At home, people making cakes should follow these general tips:

  • always wash your hands before preparing food
  • make sure that surfaces, bowls, utensils, and any other equipment is clean
  • don't use raw eggs in anything that won't be thoroughly cooked, such as icing or mousse
  • keep cheesecakes and any cakes or desserts containing fresh cream in the fridge

store cakes in a clean, sealable container, away from raw foods. On the day, people bringing in cakes from home or running the stall should follow these tips:

  • transport cakes in a clean, sealable container
  • make sure that cheesecake and any cakes or desserts containing fresh cream are left out of the fridge for the shortest time possible, ideally not longer than four hours.
  • when handling cakes use tongs or a cake slice instead

How long can cakes be kept safely?

Storing wedding cake, Christmas cake and other baked goods

It is difficult to assess the storage time of cakes and other baked goods; much will depend on the recipe as this will influence the chances of any mould growth, which would be the major cause of concern.  Cakes and baked goods with high sugar content will keep for longer as this will delay any mould growth.  Keeping cakes and baked goods in an airtight container is also important to prevent mould growth through absorption of moisture from the atmosphere.  Storing the cake in the fridge will mean it will last for longer, but may affect its quality. It is worth consulting reputable cooking books and web sites as these may give some additional tips for storage.

Storing cakes with cream and other high moisture additions

If you add any high moisture additions after baking (e.g. cream) then the cake should not be left at room temperature but must be stored chilled (in the fridge) and eaten within the shelf-life of the added product.

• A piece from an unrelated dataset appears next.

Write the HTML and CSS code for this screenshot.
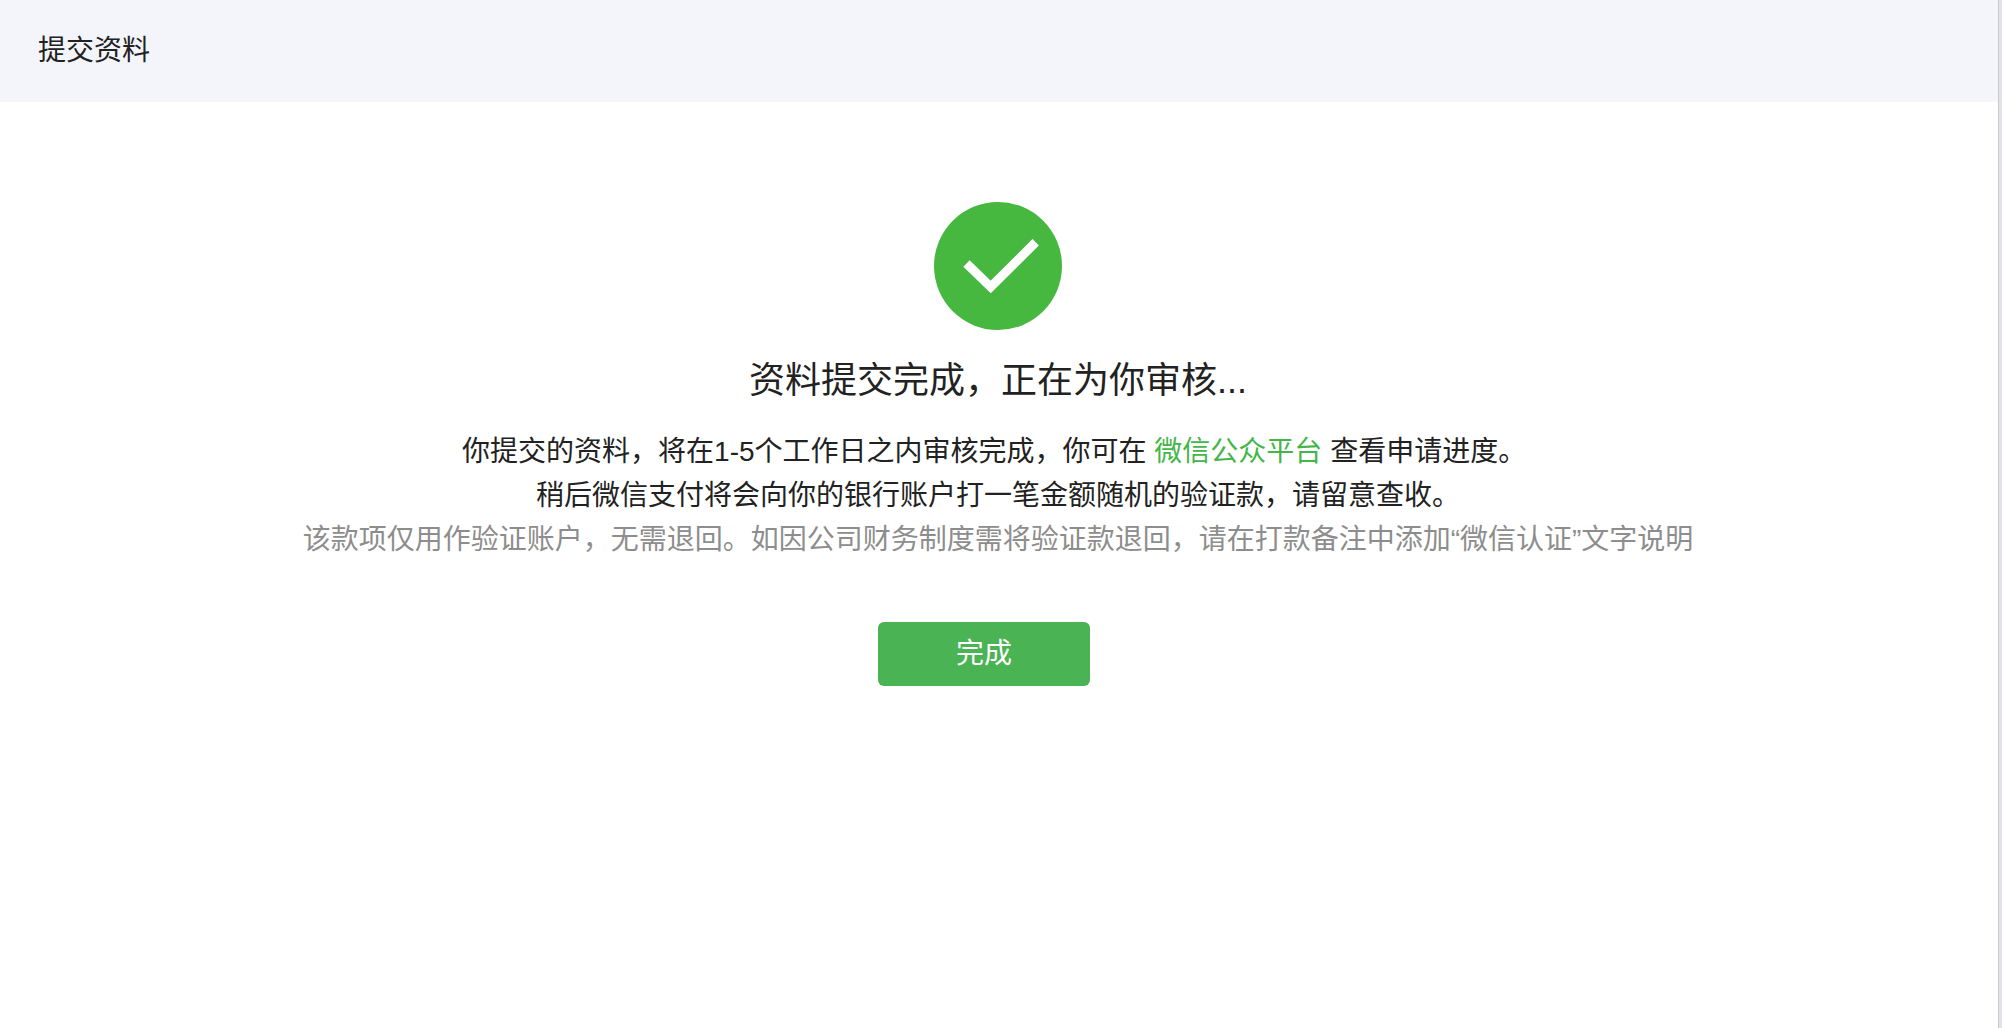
FILE: index.html
```html
<!DOCTYPE html>
<html lang="zh-CN">

<head>
    <meta charset="UTF-8">
    <meta name="viewport" content="width=device-width, initial-scale=1.0">
    <title>提交资料</title>
    <link rel="stylesheet" href="styles.css">
</head>

<body>
    <header class="page-header">
        <h1>提交资料</h1>
    </header>
    <main class="result">
        <svg class="result-icon" viewBox="0 0 128 128" aria-hidden="true">
            <circle cx="64" cy="64" r="64" fill="#46b840" />
            <path d="M32.5 61.5 L56.7 85 L101.7 40.3" fill="none" stroke="#fff" stroke-width="9" />
        </svg>
        <h2>资料提交完成，正在为你审核...</h2>
        <div class="result-text">
            <p>你提交的资料，将在1-5个工作日之内审核完成，你可在 <a href="#">微信公众平台</a> 查看申请进度。&nbsp;</p>
            <p>稍后微信支付将会向你的银行账户打一笔金额随机的验证款，请留意查收。</p>
            <p class="tips">该款项仅用作验证账户，无需退回。如因公司财务制度需将验证款退回，请在打款备注中添加“微信认证”文字说明</p>
        </div>
        <div class="buttons">
            <button type="button" class="btn">完成</button>
        </div>
    </main>
</body>

</html>
```

FILE: styles.css
```css
* {
    box-sizing: border-box;
}

html {
    border-right: 3px solid #e2e2e8;
}

body {
    margin: 0;
    min-height: 100vh;
    border-right: 1px solid #cacace;
    background: #fff;
    color: #222;
    font-family: "Liberation Sans", "Noto Sans CJK SC", sans-serif;
    font-size: 28px;
    line-height: 44px;
}

h1,
h2,
p {
    margin: 0;
    font-weight: normal;
}

.page-header {
    padding: 29px 38px 25px;
    border-bottom: 4px solid #f6f6f7;
    background: #f4f5fa;
}

.page-header h1 {
    font-size: 28px;
}

.result {
    display: flex;
    flex-direction: column;
    align-items: center;
    padding: 100px 22px 100px 20px;
    text-align: center;
}

.result-icon {
    width: 128px;
    height: 128px;
}

.result h2 {
    margin-top: 25px;
    font-size: 36px;
    line-height: 52px;
}

.result-text {
    margin-top: 23px;
}

.result-text a {
    color: #44b549;
    text-decoration: none;
}

.tips {
    color: #8d8d8d;
}

.buttons {
    margin-top: 60px;
}

.btn {
    width: 212px;
    height: 64px;
    margin-right: 28px;
    padding: 0;
    border: 0;
    border-radius: 6px;
    background: #4ab354;
    color: #fff;
    font: inherit;
    cursor: pointer;
}
```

However, there are some types of icing such as ganache and butter cream that can be stored without refrigeration because of the high sugar content and relatively low water content, which should prevent growth of harmful bugs.  It is still possible that moulds and other spoilage organisms could grow so it’s best to store the products somewhere cool and dry. The FSA advises that you check the guidelines for storage of the particular icing product you will be using and/or a reputable recipe. So inclusion of fresh cream would mean you should keep product in the fridge, but butter icing etc. should be ambient stable due to the high sugar content.

Can I sell home-made jam in re-used jam jars?

It is safe to re-use glass jam jars occasionally to supply food as long as they are properly washed. This means it is safe to sell home-made jam or chutney in re-used jam jars at village fetes and other occasional events. If jam jars are re-used they should be free from chips and cracks, and should be sterilised prior to each use. Well-fitting lids will also minimise any hygiene risks to the food in the jars.

The regulations on food contact materials apply to businesses and these regulations are highly unlikely to apply to the use of jam jars for occasional community and charity food provision. If you have any concerns about the re-use of jam jars you should contact your local authority environmental health department.

We run a charity food bank. Do the rules regarding ‘use by’ dates apply to us?

Yes. If you are supplying people with packaged food from a food bank you should always check and follow the ‘use by’ dates because these show how long the food remains safe to eat or drink. Giving out food after its ‘use by’ date puts people at risk, and could lead to enforcement action being taken against the food bank. More information can be found on the NHS Choices, NHS Wales and NI Direct websites.